Culture and conduct backdrop

A separate FOI response covering whistleblowing from regulated asset management firms shows the culture and conduct backdrop the industry is navigating. 

The FCA received 95 whistleblowing reports from that sector across November–December 2023 and the full year 2024. Allegations cited included compliance (42 reports), fitness and propriety (28), culture of organisation (15) and systems and controls (8), with two not classified.

The FCA categorised these reports using its A–D grading. At the time of reporting there were zero Grade A cases (significant action to manage harm), 22 Grade B (action to reduce harm), 25 Grade C (report informed FCA work) and 4 Grade D (recorded on intelligence systems), with 44 cases remaining open. Examples provided by the FCA describe Grade B actions as writing to or visiting a firm, requesting information or attestations, while Grade A could include enforcement action or restrictions on permissions or approvals.
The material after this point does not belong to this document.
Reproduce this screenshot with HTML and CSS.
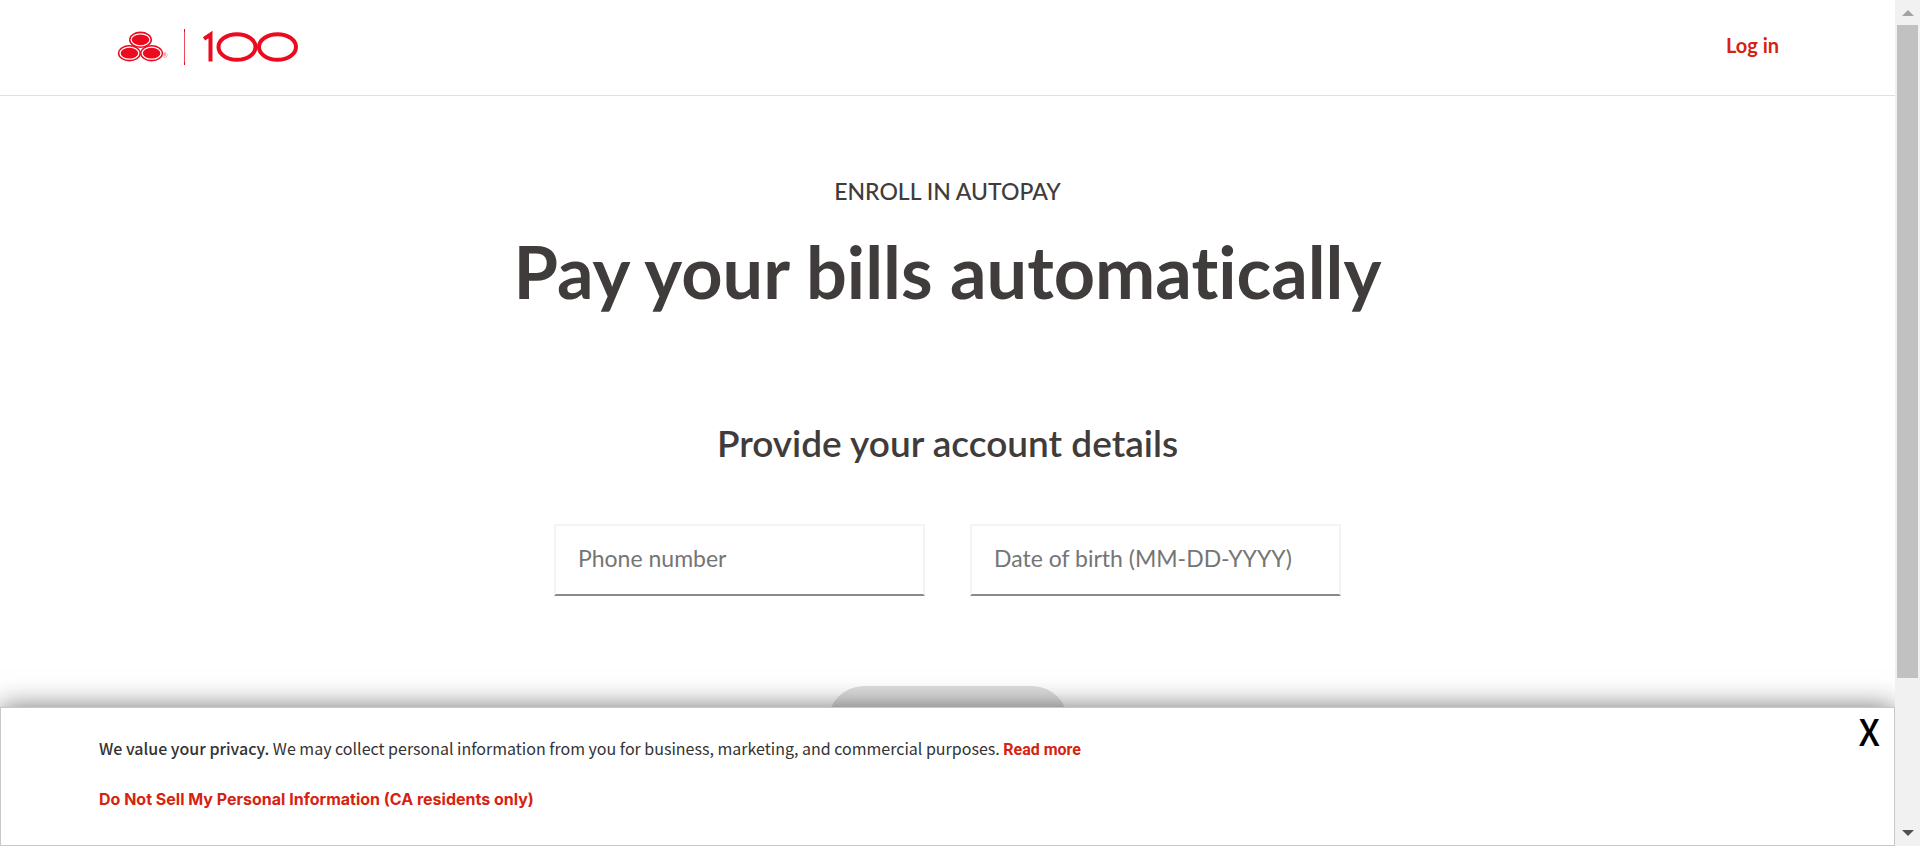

“Organisations tasked with upholding industry standards cannot afford to compromise when it comes to dealing with incidents of misconduct,” said Jason Kurtz, CEO at Basware. “With rising levels of financial crime, fraud, and risks, enforcing the highest standards of compliance is now a top priority, for watchdogs and businesses alike.”

The FCA’s FOI response on staff discipline sets out the totals and outcomes but does not detail the nature of the underlying cases or the seniority of individuals involved. The whistleblowing figures relate specifically to asset management firms and are separate from the FCA’s internal disciplinary statistics.